Only Yesterday review - usenet rec.arts.anime - 16 April 1992
Only Yesterday review - usenet rec.arts.anime - 14 April 1992
Omohide Poroporo - review
By John W. Yung
16 April 1992
To get an idea of how good "Omoide Poro Poro" [ Only Yesterday, ed.] is, one could start by looking at the fact that it was the number one animated movie in Japan for 1991. The next fact to consider is the presence of Hayao Miyazaki as the film's producer. The director, Isao Takahata, is a former student of Miyazaki, but as this movie (and his previous project, "The Grave of the Fireflies") shows, Takahata is well on his way to becoming a master, if he isn't considered one by now.
There are signs of Miyazaki's artistic influence in the character designs and backgrounds Takahata uses in "Omoide Poro Poro." The clean, simple faces of the characters are reminiscent of Miyazaki's style, and the colors used in the production are subdued. However, the difference is that Takahata's work appears even more detailed than Miyazaki's because Takahata's direction tends toward realism. The attention to details is reflected in various places throughout the film from subtle human motion like the slight shake of the head to nostalgic displays like Beatles posters and old TV shows to ordinary physics like the reflection of buildings in a swinging car door window. The sum of the effects is astounding and enhances the world presented to us in "Omoide Poro Poro."
Takahata focuses on personal and inter-personal relationships in this tale of a woman's reunion with her family. The movie's blurb, translated as "I am going on a journey with myself," hints at the poignant scenes in "Omoide Poro Poro," most of which are flashbacks to the childhood of the main character, Taeko. Taeko's memories have strong emotional contents which is communicated to the viewer through common experiences from joy and love to sorrow and disappointment. The characters break the language barrier with crafted responses filled with hints from subtle, natural gestures and from voice intonations that is often taken for granted. Knowledge of the Japanese language is certainly helpful, as usual, but ignorance does not completely interfere with the enjoyment of the film.
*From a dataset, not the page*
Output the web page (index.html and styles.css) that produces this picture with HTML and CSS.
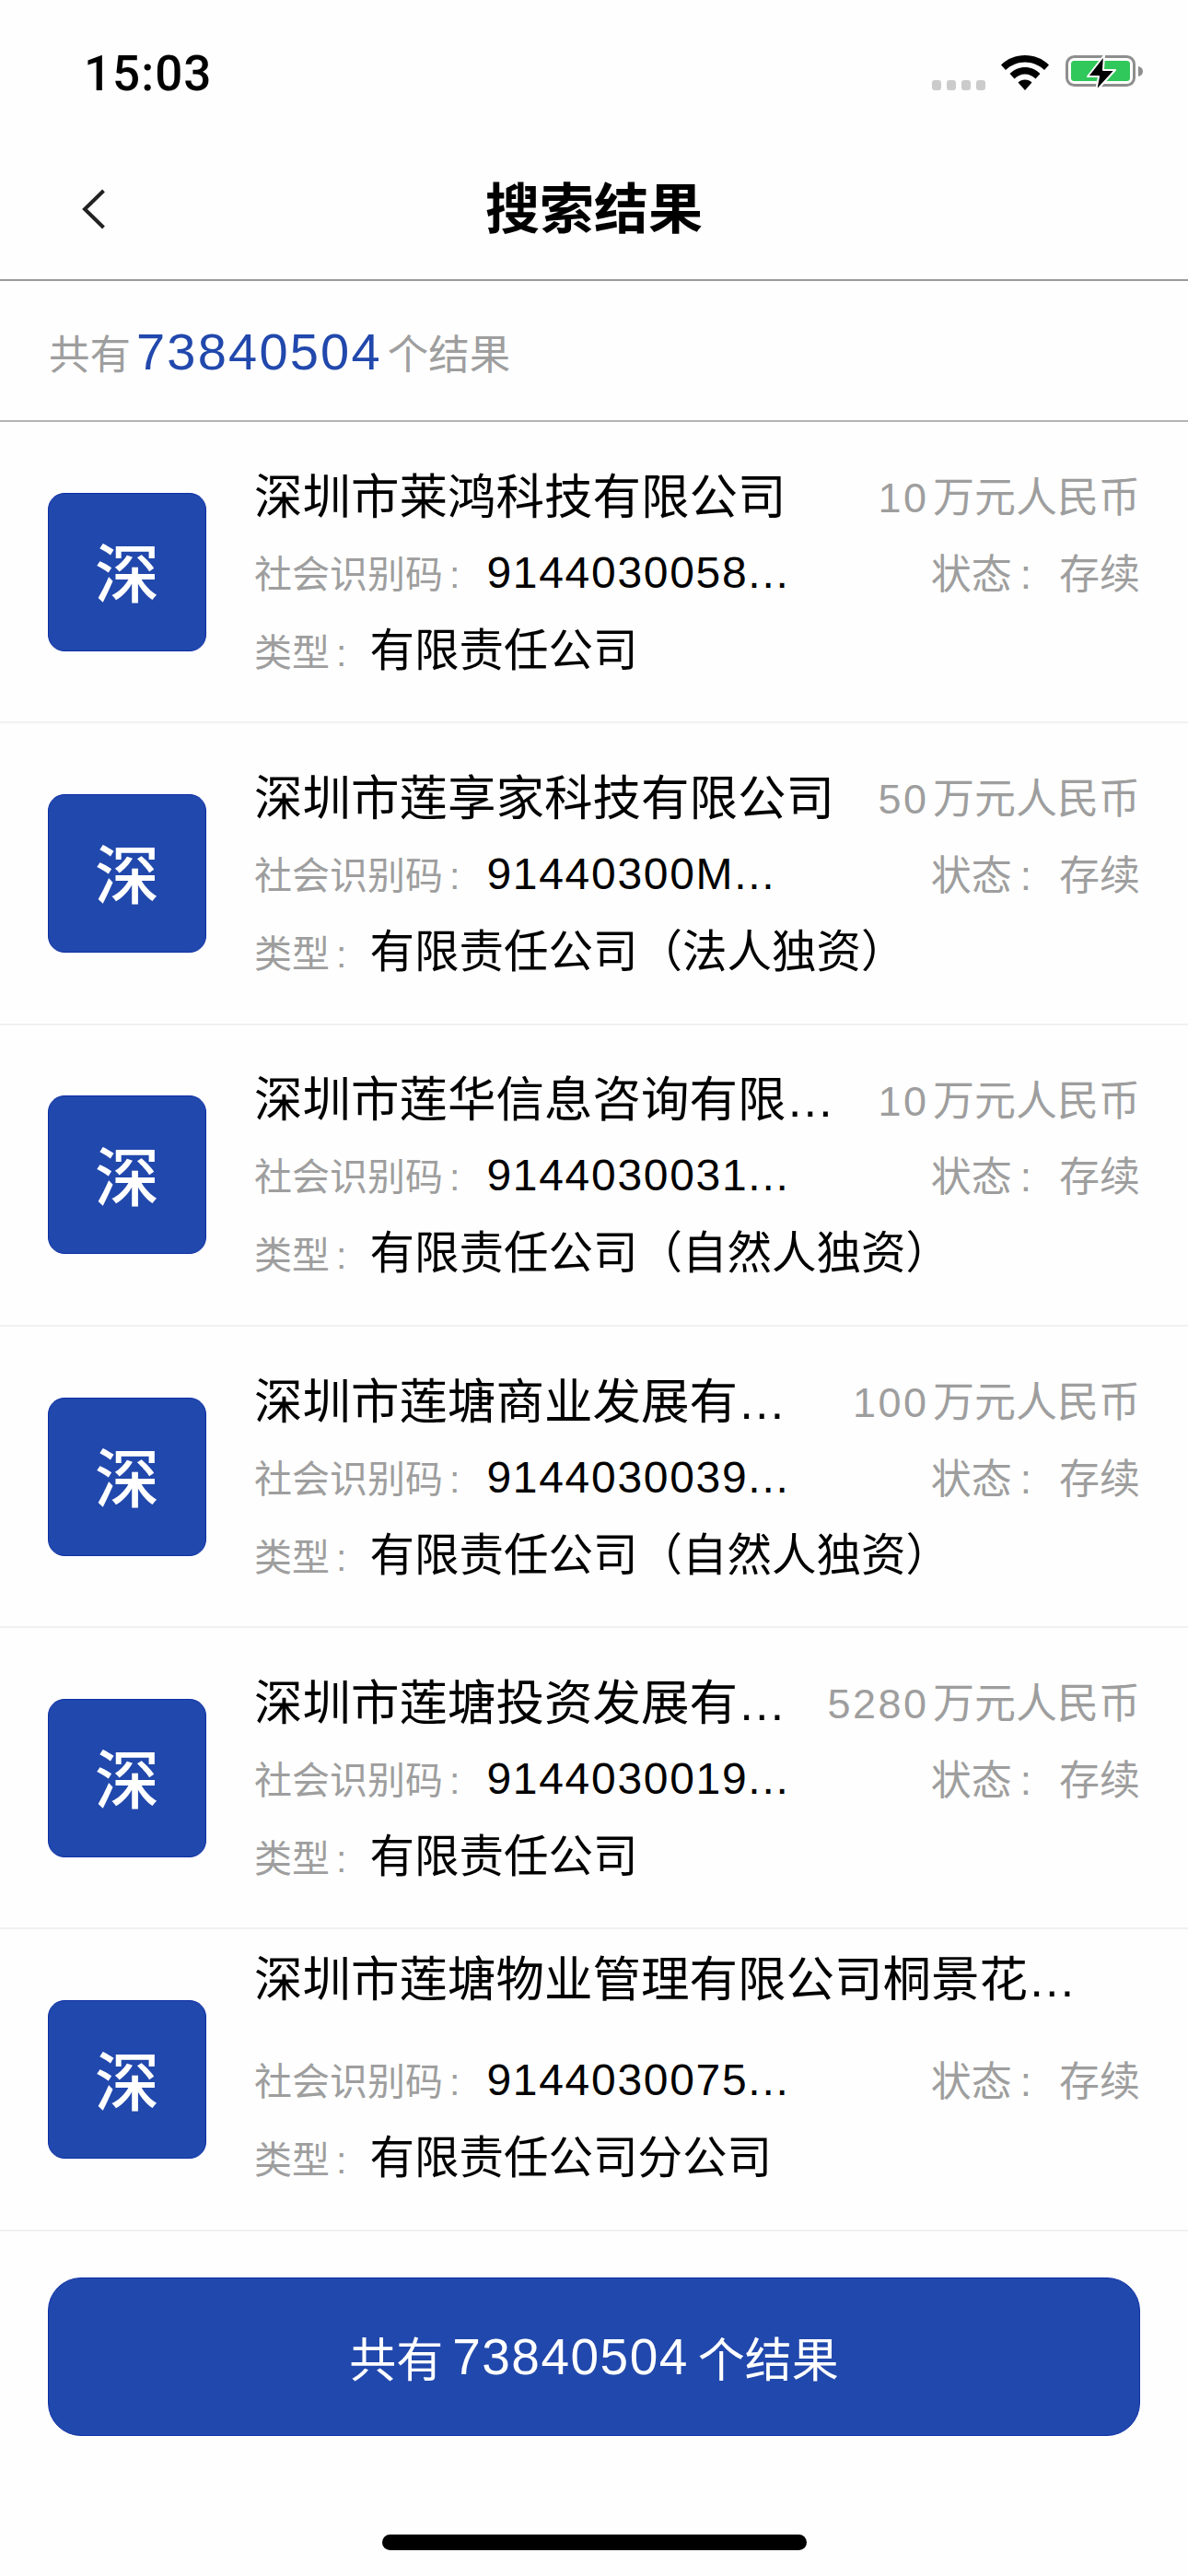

"Omoide Poro Poro" may have been aimed toward Japanese adults, but it certainly carries appeal for people of any age and language. There are no giant robots nor monsters wrecking destruction upon Tokyo in this story, just a woman discovering herself and her place in the world. At the end of this entertaining movie, one may wonder if there's a child in all of us, ever hopeful of the decisions we make based upon our experiences in the journey of life.